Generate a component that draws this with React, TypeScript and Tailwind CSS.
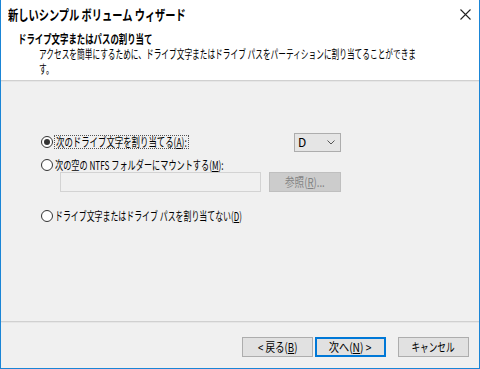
const Radio = ({ checked }: { checked?: boolean }) => (
  <span className="flex h-[12px] w-[12px] shrink-0 items-center justify-center rounded-full border border-[#333333] bg-white">
    {checked && <span className="h-[6px] w-[6px] rounded-full bg-[#333333]" />}
  </span>
);

// Windows' UI font has narrow kana; squeeze Noto's full-width glyphs to the same run length
const Narrow = ({ children, className = "" }: { children: React.ReactNode; className?: string }) => (
  <span className={`inline-block origin-left whitespace-nowrap ${className}`}>{children}</span>
);

const Btn = ({ children, primary }: { children: React.ReactNode; primary?: boolean }) => (
  <button
    className={`flex h-[20px] w-[71px] items-center justify-center overflow-hidden bg-[#e1e1e1] text-[12px] text-black ${
      primary ? "border-2 border-[#0078d7]" : "border border-[#adadad]"
    }`}
  >
    {children}
  </button>
);

export default function App() {
  return (
    <div className="flex h-[369px] w-[480px] flex-col overflow-hidden border-x border-b border-[#1a85d6] bg-[#f0f0f0] font-['Noto_Sans_CJK_JP',sans-serif] text-black">
      {/* title + header */}
      <div className="h-[80px] bg-white">
        <div className="flex h-[28px] items-center justify-between pl-[7px] pr-[7px]">
          <Narrow className="scale-x-[0.73] text-[14px] font-bold">新しいシンプル ボリューム ウィザード</Narrow>
          <svg width="11" height="11" viewBox="0 0 11 11" className="mr-[1px]">
            <path d="M0.5 0.5 L10.5 10.5 M10.5 0.5 L0.5 10.5" stroke="#222" strokeWidth="1.1" />
          </svg>
        </div>
        <div className="pl-[17px] pt-[3px] text-[12px] leading-[15px]">
          <Narrow className="scale-x-[0.7] font-bold">ドライブ文字またはパスの割り当て</Narrow>
          <div className="pl-[21px]">
            <div className="w-[592px] origin-left scale-x-[0.64]">
              アクセスを簡単にするために、ドライブ文字またはドライブ パスをパーティションに割り当てることができます。
            </div>
          </div>
        </div>
      </div>
      <div className="h-[1px] bg-[#d0d0d0]" />
      <div className="h-[1px] bg-[#e6e6e6]" />

      {/* body */}
      <div className="flex-1 pl-[40px] pr-[138px] pt-[50px] text-[12px]">
        <div className="flex h-[20px] items-center justify-between">
          <div className="flex items-center gap-[1px]">
            <Radio checked />
            <span className="h-[14px] w-[135px] border border-dotted border-[#555] pl-[1px] leading-[12px]">
              <Narrow className="scale-x-[0.7]">
                次のドライブ文字を割り当てる(<u>A</u>):
              </Narrow>
            </span>
          </div>
          <div className="flex h-[19px] w-[47px] items-center justify-between border border-[#adadad] bg-[#e5e5e5] pl-[3px] pr-[5px]">
            <span>D</span>
            <svg width="8" height="5" viewBox="0 0 8 5">
              <path d="M0.5 0.5 L4 4 L7.5 0.5" fill="none" stroke="#555" strokeWidth="1" />
            </svg>
          </div>
        </div>
        <div className="mt-[3px] flex h-[20px] items-center gap-[2px]">
          <Radio />
          <Narrow className="scale-x-[0.68] leading-[14px]">
            次の空の NTFS フォルダーにマウントする(<u>M</u>):
          </Narrow>
        </div>
        <div className="ml-[19px] mt-[-3px] flex gap-[8px]">
          <div className="h-[20px] w-[202px] border border-[#d3d3d3] bg-[#f0f0f0]" />
          <button className="flex h-[20px] w-[72px] items-center justify-center border border-[#bfbfbf] bg-[#cccccc] text-[12px] text-[#838383]">
            <span className="inline-block scale-x-[0.8]">
              参照(<u>R</u>)...
            </span>
          </button>
        </div>
        <div className="mt-[14px] flex h-[20px] items-center gap-[2px]">
          <Radio />
          <Narrow className="scale-x-[0.66] leading-[14px]">
            ドライブ文字またはドライブ パスを割り当てない(<u>D</u>)
          </Narrow>
        </div>
      </div>

      {/* footer */}
      <div className="h-[1px] bg-[#d0d0d0]" />
      <div className="h-[1px] bg-[#e6e6e6]" />
      <div className="flex h-[45px] items-start justify-end pr-[10px] pt-[14px]">
        <Btn>
          <span className="inline-block whitespace-nowrap scale-x-[0.8]">&lt; 戻る(<u>B</u>)</span>
        </Btn>
        <div className="ml-[2px]">
          <Btn primary>
            <span className="inline-block whitespace-nowrap scale-x-[0.85]">次へ(<u>N</u>) &gt;</span>
          </Btn>
        </div>
        <div className="ml-[12px]">
          <Btn>
            <span className="inline-block whitespace-nowrap scale-x-[0.72]">キャンセル</span>
          </Btn>
        </div>
      </div>
    </div>
  );
}
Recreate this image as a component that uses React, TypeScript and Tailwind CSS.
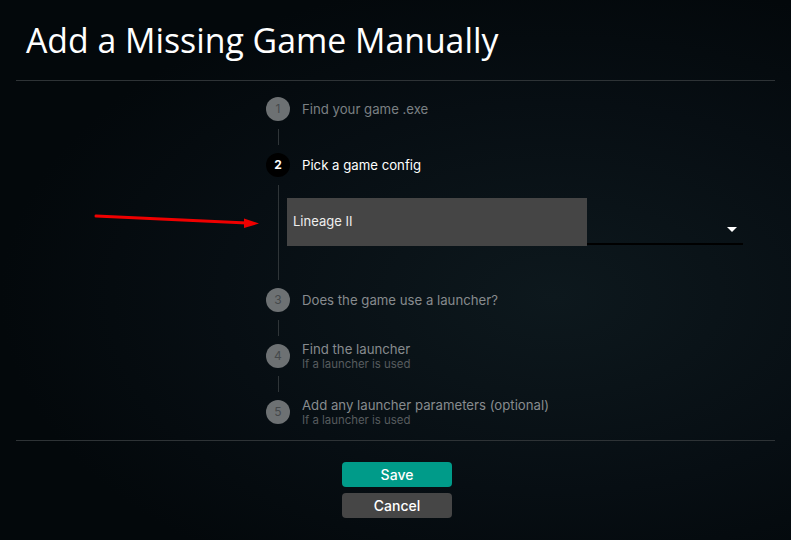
import React from "react";

interface Step {
  n: number;
  title: string;
  sub?: string;
  state: "done" | "active" | "todo";
}

const steps: Step[] = [
  { n: 1, title: "Find your game .exe", state: "done" },
  { n: 2, title: "Pick a game config", state: "active" },
  { n: 3, title: "Does the game use a launcher?", state: "todo" },
  { n: 4, title: "Find the launcher", sub: "If a launcher is used", state: "todo" },
  {
    n: 5,
    title: "Add any launcher parameters (optional)",
    sub: "If a launcher is used",
    state: "todo",
  },
];

function StepRow({ step }: { step: Step }) {
  const active = step.state === "active";
  return (
    <div className="flex items-center h-6">
      <div
        className={
          active
            ? "w-6 h-6 rounded-full bg-black text-white text-[12px] font-bold flex items-center justify-center shrink-0"
            : "w-6 h-6 rounded-full bg-[#6d7173] text-[#45494b] text-[12px] flex items-center justify-center shrink-0"
        }
      >
        {step.n}
      </div>
      <div className="ml-3 flex flex-col">
        <span
          className={
            active
              ? "text-[13.2px] leading-4 text-white"
              : step.state === "done"
              ? "text-[13.2px] leading-4 text-[#7b8083]"
              : "text-[13.2px] leading-4 text-[#878b8e]"
          }
        >
          {step.title}
        </span>
        {step.sub && (
          <span className="text-[11.4px] leading-[14px] text-[#575c5f]">
            {step.sub}
          </span>
        )}
      </div>
    </div>
  );
}

function Connector({ children, height }: { children?: React.ReactNode; height: string }) {
  return (
    <div className={`flex ${height}`}>
      <div className="w-6 flex justify-center py-2 shrink-0">
        <div className="w-px h-full bg-[#2f3538]" />
      </div>
      {children}
    </div>
  );
}

function ConfigSelect() {
  return (
    <div className="ml-[-3px] mt-[21px] flex w-[456px] h-12">
      <div className="w-[300px] h-12 bg-[#454545] flex items-center pl-[6px] text-[13px] text-[#eeeeee]">
        Lineage II
      </div>
      <div className="flex-1 relative border-b-2 border-black mb-[1px]">
        <div className="absolute right-[6px] top-[29px] w-0 h-0 border-l-[5px] border-r-[5px] border-t-[5px] border-l-transparent border-r-transparent border-t-white" />
      </div>
    </div>
  );
}

export default function App() {
  return (
    <div
      className="relative w-full h-[540px] flex flex-col bg-[radial-gradient(ellipse_70%_60%_at_70%_55%,#0d181d_0%,#070e13_60%,#03080b_100%)]"
      style={{ fontFamily: "Inter, 'Noto Sans', sans-serif" }}
    >
      <div className="h-[80px] pl-[26px] pt-[19px]">
        <h1
          className="text-[33.8px] leading-[42px] text-white font-normal"
          style={{ fontFamily: "'Open Sans', 'Noto Sans', sans-serif" }}
        >
          Add a Missing Game Manually
        </h1>
      </div>
      <div className="mx-4 h-px bg-[#2e3336]" />

      <div className="h-[359px] pl-[266px] pt-[16px] flex flex-col">
        <StepRow step={steps[0]} />
        <Connector height="h-8" />
        <StepRow step={steps[1]} />
        <Connector height="h-[111px]">
          <ConfigSelect />
        </Connector>
        <StepRow step={steps[2]} />
        <Connector height="h-8" />
        <StepRow step={steps[3]} />
        <Connector height="h-8" />
        <StepRow step={steps[4]} />
      </div>

      <div className="mx-4 h-px bg-[#2e3336]" />

      <div className="flex flex-col items-center pt-[21px] gap-[6px] pl-[3px]">
        <button className="w-[110px] h-[25px] rounded-[4px] bg-[#009b89] text-white text-[14px] font-medium">
          Save
        </button>
        <button className="w-[110px] h-[25px] rounded-[4px] bg-[#464646] text-white text-[14px] font-medium">
          Cancel
        </button>
      </div>

      <svg
        className="absolute left-0 top-0 pointer-events-none"
        width="791"
        height="540"
        viewBox="0 0 791 540"
      >
        <line x1="96" y1="216" x2="247" y2="223" stroke="#f00000" strokeWidth="3" strokeLinecap="round" />
        <polygon points="244,218.5 259,223.5 244,228" fill="#f00000" />
      </svg>
    </div>
  );
}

THE REQUEST.
Check every line for "component" and show the ones that have it.

RESULT OF THE EXERCISE.
Generate a component that draws this with React, TypeScript and Tailwind CSS.
Recreate this image as a component that uses React, TypeScript and Tailwind CSS.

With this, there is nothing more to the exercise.